SANTA FE – A renewed attempt to ban coyote-killing contests in New Mexico cleared its first Senate committee on Thursday, despite vociferous opposition from ranchers.
The proposal, Senate Bill 268, was touted by supporters who described coyote-killing contests as an immoral and “barbaric” blood sport. They described the aftermath of a 2014 contest in which nearly 40 coyote carcasses were dumped in the desert outskirts of Las Cruces.
“We got rid of dogfighting, we got rid of cockfighting, and it’s definitely time to get rid of this,” said Kathy McCoy, a former state representative from Sandia Park.
But critics of the legislation, which would make organizing a coyote-killing contest a misdemeanor offense and participating in one a petty misdemeanor, called the derbies a legitimate tool to control coyote populations.
Sen.
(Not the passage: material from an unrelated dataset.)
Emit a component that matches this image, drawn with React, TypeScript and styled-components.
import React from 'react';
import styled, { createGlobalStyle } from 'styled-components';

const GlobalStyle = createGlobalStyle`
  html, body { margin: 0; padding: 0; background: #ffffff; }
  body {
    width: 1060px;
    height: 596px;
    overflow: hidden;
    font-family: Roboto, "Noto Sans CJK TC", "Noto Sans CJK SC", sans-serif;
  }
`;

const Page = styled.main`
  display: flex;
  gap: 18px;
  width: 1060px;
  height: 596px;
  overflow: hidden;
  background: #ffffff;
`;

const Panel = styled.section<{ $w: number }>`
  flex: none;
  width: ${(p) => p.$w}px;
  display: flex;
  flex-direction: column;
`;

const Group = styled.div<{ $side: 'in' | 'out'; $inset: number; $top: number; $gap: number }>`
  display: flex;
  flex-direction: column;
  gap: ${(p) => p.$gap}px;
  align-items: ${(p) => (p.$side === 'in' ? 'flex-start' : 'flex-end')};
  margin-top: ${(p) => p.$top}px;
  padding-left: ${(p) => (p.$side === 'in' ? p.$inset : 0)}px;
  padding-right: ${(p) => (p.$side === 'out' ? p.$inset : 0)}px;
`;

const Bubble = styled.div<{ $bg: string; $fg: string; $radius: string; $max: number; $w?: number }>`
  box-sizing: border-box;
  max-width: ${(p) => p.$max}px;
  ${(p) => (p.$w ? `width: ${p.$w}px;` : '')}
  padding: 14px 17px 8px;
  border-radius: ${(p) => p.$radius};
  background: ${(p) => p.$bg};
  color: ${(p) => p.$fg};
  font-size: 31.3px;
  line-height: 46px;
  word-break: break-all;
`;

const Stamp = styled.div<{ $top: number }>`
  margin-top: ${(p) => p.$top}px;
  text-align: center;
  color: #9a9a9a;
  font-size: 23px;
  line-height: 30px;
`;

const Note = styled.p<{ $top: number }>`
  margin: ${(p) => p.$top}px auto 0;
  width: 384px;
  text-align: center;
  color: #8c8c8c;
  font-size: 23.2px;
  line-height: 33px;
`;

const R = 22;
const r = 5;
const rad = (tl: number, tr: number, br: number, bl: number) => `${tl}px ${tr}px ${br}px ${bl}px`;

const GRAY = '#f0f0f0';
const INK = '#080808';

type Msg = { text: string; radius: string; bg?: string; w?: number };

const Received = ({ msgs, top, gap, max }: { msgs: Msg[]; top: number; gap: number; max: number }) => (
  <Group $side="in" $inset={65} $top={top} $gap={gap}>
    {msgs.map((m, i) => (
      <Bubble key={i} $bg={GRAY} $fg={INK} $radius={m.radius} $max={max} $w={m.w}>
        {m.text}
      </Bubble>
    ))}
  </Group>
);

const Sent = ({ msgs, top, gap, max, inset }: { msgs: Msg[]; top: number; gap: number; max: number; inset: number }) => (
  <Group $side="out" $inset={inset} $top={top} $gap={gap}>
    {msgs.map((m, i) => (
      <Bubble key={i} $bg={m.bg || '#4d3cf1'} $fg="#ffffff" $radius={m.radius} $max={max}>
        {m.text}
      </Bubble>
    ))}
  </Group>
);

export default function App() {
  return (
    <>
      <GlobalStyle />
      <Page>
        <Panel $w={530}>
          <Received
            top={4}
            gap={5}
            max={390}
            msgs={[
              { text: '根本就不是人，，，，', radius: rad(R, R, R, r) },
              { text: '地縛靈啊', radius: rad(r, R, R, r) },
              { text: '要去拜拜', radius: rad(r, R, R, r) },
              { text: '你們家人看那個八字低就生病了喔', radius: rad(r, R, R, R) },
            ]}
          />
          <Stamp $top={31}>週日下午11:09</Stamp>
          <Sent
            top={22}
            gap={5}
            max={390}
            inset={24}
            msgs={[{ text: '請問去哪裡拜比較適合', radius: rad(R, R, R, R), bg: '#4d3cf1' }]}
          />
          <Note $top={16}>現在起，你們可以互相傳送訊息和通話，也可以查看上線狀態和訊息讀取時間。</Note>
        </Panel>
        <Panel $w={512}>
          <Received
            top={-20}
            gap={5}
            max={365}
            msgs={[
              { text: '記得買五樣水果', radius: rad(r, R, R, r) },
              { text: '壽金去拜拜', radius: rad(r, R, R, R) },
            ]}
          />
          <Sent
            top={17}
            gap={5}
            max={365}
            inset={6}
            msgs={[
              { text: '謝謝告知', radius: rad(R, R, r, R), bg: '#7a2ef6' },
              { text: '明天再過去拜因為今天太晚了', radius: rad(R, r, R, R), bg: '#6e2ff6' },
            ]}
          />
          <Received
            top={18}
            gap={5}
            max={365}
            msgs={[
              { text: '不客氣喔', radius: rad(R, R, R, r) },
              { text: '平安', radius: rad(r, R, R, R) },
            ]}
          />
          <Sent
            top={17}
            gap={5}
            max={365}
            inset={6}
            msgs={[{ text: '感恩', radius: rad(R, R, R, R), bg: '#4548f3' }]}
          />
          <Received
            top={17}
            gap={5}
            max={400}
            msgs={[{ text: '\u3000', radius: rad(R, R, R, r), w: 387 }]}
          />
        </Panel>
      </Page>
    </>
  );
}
Pat Woods, R-Broadview, told the story of one eastern New Mexico rancher who recently lost 200 lambs to coyotes.
“It’s an ‘Eat or be eaten’ world,” Woods said.
Another opponent of the bill was more blunt, saying, “A dead coyote doesn’t eat.”
The strong feelings on both sides of the issue were reflected in attendance, as supporters and critics filled a Roundhouse committee room to capacity. A separate committee room, with live webcasting of the hearing, was set up to accommodate those who weren’t allowed in.
After about an hour of debate, the measure passed the Senate Conservation Committee on a 6-3 vote. It would still have to clear two more Senate committees before reaching the full Senate.
Wildlife advocates say dozens of coyote-killing derbies have been organized around New Mexico in recent years. Such contests typically award prize money for the most coyotes killed or the biggest coyote killed. Participants often use calling devices to lure coyotes into range.
This year’s legislation is not the first attempt to prohibit coyote-killing bills. A similar proposal passed the Senate in 2015 but stalled in the House.
Unlike some other issues at the state Capitol, votes on banning coyote-killing contests typically break down along urban-rural lines, instead of political party lines.
The three senators casting “no” votes Thursday on the measure included one Democrat – Richard Martinez of Española – and two Republicans, Sens. Ron Griggs of Alamogordo and Pat Woods.
The bill is sponsored by Sens. Jeff Steinborn, D-Las Cruces, and Mark Moores, R-Albuquerque. It now advances to the Senate Judiciary Committee.